**Front-end source files**
##############################
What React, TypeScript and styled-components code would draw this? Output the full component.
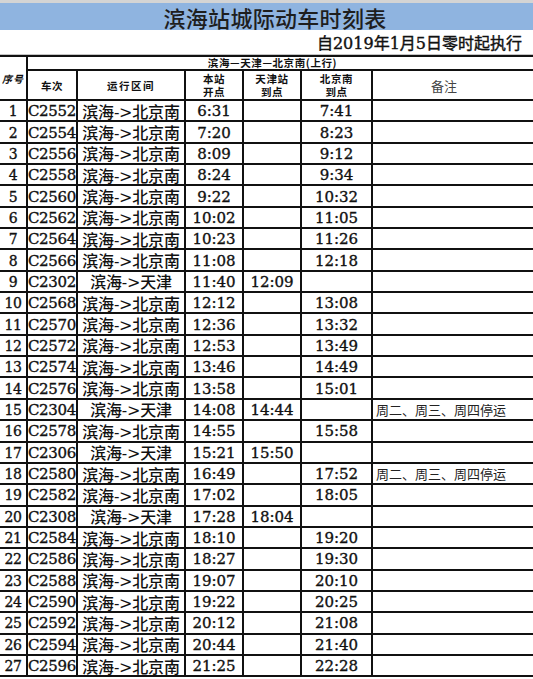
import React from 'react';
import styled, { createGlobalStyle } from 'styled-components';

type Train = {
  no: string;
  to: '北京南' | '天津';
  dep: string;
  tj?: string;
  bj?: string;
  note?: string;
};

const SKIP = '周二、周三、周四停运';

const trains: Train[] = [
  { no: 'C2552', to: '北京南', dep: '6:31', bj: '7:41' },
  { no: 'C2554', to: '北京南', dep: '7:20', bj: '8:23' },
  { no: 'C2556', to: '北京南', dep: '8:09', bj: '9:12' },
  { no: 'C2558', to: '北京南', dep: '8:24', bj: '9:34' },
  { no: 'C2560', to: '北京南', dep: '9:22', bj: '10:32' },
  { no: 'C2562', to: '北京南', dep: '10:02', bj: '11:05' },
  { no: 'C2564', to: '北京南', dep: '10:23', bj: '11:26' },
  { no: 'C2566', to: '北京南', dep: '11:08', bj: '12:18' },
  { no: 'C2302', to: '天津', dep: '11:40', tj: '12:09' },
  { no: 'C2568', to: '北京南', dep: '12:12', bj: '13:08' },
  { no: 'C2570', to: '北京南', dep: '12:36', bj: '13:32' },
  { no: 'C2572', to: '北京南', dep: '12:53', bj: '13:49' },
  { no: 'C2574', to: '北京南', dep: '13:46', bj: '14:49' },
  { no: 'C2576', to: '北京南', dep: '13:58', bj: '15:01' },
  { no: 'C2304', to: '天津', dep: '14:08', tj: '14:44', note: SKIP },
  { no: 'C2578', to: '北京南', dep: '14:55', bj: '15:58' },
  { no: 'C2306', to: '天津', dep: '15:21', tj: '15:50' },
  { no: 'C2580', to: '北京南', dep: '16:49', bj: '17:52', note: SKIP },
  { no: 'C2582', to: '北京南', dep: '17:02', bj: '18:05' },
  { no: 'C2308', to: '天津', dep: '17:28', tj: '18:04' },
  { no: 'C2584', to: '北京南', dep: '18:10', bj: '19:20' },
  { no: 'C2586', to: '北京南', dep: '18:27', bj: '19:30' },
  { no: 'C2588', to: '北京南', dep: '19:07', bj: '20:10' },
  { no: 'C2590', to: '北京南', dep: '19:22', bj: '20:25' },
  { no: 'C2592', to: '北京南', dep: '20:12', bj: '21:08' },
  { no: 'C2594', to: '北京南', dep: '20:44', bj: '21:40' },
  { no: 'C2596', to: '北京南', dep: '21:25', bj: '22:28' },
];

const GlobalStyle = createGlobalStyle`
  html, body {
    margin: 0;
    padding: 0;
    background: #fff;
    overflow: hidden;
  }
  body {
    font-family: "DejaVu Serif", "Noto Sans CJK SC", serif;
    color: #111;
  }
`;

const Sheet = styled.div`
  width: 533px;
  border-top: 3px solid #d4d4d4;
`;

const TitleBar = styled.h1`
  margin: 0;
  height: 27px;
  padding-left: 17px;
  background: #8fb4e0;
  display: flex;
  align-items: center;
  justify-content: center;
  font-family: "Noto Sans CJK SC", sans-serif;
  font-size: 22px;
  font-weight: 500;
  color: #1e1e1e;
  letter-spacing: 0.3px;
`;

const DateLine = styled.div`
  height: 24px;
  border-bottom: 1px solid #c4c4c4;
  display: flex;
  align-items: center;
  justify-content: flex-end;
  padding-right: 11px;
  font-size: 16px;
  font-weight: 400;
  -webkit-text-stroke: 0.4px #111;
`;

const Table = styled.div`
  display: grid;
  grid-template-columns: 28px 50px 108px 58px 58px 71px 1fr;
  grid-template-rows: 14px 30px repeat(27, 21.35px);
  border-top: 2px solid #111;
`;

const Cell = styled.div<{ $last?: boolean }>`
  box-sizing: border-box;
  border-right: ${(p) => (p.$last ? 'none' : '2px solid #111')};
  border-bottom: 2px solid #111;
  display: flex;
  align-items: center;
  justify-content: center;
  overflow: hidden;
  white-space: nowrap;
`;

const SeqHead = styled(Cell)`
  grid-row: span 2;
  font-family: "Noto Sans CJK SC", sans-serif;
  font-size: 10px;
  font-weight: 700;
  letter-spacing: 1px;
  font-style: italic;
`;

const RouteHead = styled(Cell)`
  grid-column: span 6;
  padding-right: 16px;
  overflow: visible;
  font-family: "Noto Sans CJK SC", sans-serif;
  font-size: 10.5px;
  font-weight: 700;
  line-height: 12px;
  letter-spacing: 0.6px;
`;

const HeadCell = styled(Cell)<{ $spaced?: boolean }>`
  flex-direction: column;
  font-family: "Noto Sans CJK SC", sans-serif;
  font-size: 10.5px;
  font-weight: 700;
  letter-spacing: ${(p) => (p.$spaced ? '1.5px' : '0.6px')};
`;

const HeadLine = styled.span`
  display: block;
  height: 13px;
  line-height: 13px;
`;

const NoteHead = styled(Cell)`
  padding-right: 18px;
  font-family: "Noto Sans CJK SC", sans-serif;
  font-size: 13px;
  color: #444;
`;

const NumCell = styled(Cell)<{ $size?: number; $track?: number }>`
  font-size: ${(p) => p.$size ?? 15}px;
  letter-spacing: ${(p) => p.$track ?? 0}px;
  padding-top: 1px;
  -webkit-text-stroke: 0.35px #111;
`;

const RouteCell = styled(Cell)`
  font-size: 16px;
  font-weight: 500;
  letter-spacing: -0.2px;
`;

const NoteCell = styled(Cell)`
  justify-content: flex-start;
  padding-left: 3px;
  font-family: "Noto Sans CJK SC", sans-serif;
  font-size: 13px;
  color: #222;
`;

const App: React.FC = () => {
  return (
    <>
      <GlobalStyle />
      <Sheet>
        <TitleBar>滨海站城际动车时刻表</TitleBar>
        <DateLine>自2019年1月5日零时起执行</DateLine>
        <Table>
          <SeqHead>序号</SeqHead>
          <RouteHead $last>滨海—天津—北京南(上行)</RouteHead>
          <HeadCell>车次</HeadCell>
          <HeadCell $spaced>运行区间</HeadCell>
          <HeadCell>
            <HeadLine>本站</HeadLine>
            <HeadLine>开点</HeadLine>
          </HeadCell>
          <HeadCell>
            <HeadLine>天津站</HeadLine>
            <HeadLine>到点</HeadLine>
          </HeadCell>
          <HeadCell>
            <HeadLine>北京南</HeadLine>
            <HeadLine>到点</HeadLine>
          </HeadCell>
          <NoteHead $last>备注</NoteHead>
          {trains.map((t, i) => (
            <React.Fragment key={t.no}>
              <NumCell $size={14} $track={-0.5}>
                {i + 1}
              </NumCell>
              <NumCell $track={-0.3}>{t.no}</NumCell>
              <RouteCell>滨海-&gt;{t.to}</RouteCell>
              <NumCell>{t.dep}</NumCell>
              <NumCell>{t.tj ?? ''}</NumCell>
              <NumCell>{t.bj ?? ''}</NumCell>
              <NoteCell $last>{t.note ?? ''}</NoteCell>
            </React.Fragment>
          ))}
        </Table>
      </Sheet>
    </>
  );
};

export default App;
##############################
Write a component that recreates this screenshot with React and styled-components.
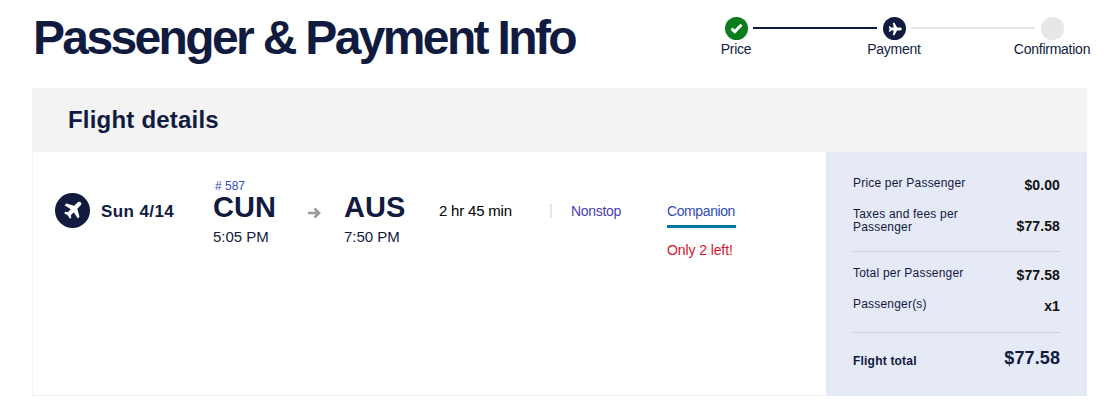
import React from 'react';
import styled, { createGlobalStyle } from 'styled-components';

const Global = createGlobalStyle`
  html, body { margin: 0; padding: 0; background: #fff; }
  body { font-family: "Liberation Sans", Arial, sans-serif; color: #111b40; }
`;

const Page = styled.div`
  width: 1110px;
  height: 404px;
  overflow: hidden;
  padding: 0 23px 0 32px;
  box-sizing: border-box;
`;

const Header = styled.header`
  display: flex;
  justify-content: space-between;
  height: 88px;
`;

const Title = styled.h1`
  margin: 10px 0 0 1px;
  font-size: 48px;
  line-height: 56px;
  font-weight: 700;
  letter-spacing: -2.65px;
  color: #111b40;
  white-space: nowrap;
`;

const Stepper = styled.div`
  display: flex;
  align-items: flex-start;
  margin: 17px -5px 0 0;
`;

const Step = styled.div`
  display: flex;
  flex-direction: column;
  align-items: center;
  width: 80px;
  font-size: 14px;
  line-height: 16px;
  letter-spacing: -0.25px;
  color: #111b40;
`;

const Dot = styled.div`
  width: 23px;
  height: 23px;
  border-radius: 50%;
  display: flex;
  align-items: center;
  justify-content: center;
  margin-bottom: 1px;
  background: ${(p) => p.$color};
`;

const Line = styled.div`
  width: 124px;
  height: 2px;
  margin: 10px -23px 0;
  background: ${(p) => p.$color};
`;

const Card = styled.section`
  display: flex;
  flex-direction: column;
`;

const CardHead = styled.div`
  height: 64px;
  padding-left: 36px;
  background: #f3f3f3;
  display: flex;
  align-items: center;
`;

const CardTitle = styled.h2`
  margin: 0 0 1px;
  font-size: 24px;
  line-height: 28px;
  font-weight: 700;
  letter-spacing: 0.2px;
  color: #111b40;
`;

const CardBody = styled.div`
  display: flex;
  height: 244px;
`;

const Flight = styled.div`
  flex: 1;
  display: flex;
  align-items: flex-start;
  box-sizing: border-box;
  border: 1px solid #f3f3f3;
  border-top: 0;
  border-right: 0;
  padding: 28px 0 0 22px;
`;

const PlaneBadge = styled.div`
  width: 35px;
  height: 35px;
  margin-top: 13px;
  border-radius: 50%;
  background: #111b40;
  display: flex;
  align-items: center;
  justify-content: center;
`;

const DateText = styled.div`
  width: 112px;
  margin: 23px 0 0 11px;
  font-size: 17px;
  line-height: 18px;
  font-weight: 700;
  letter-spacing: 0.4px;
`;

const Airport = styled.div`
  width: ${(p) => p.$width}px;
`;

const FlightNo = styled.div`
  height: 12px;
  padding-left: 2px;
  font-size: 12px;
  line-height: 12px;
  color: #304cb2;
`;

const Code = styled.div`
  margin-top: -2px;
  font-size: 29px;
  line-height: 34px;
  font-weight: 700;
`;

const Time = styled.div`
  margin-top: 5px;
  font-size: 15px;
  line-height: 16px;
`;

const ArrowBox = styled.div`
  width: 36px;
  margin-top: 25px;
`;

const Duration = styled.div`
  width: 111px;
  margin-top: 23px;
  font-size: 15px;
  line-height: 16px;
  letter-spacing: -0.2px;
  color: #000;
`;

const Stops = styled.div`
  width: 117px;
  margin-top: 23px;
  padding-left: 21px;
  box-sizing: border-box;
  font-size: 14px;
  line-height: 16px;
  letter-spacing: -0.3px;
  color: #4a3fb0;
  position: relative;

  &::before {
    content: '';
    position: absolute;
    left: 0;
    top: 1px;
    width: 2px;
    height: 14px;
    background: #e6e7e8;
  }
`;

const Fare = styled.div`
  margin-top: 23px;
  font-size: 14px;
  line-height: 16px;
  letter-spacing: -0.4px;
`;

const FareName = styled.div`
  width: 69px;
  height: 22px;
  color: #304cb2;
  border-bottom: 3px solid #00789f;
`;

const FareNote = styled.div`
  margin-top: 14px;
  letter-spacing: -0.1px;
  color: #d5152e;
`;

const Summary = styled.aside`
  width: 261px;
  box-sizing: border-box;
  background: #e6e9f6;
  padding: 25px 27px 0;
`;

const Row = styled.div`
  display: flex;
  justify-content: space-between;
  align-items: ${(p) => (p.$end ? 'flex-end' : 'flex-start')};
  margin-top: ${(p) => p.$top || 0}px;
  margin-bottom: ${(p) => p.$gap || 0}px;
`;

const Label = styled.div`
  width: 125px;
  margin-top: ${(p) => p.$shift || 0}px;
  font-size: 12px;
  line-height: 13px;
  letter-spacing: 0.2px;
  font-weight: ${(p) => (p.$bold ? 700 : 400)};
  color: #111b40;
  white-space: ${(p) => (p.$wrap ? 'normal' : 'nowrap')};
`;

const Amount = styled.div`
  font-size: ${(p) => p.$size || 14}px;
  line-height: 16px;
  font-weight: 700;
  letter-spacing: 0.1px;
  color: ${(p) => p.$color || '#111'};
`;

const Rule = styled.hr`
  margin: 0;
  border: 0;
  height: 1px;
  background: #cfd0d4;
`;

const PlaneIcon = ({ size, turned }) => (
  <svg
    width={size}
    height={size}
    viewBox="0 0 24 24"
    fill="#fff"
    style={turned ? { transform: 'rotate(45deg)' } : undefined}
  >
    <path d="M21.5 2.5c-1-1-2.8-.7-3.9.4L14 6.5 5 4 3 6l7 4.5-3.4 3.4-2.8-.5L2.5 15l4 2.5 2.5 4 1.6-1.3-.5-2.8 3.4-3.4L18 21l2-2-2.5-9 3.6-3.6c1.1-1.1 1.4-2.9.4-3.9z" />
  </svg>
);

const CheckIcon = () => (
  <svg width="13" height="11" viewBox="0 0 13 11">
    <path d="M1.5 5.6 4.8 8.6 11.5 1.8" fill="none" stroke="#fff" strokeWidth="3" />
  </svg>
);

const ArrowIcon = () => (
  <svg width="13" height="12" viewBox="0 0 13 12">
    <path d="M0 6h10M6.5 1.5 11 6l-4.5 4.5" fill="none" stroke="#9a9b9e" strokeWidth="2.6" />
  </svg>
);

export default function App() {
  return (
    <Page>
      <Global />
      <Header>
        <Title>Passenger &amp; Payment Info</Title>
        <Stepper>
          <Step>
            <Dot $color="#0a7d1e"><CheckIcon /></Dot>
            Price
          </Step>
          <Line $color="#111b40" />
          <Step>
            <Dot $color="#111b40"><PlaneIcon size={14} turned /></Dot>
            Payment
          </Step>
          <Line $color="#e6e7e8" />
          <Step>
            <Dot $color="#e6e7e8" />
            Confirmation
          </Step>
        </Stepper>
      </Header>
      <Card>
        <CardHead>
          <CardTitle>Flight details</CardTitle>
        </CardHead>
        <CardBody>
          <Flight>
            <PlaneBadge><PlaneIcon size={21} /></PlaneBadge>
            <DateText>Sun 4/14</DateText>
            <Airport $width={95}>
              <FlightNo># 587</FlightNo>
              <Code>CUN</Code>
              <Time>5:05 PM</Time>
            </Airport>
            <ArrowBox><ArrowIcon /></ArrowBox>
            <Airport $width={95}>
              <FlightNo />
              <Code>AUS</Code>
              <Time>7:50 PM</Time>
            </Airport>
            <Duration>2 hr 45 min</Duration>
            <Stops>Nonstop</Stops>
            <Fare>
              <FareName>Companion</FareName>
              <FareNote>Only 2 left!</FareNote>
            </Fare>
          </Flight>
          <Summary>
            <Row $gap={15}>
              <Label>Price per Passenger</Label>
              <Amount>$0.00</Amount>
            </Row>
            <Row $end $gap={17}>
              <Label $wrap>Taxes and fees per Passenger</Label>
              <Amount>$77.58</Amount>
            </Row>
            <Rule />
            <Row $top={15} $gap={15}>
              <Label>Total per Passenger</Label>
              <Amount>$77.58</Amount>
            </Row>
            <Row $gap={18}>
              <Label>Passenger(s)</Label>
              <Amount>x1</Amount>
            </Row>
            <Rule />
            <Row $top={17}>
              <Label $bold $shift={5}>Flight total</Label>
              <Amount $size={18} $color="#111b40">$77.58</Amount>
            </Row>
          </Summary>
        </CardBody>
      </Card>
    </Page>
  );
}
##############################
**EXERCISE TASK**
Copy exactly the stretch of lines that starts at the line holding "What React, TypeScript" and ends at the line holding "const SKIP = '周二、周三、周四停运';". Drop the pictures.

**OUTPUT OF THE TASK**
What React, TypeScript and styled-components code would draw this? Output the full component.
import React from 'react';
import styled, { createGlobalStyle } from 'styled-components';

type Train = {
  no: string;
  to: '北京南' | '天津';
  dep: string;
  tj?: string;
  bj?: string;
  note?: string;
};

const SKIP = '周二、周三、周四停运';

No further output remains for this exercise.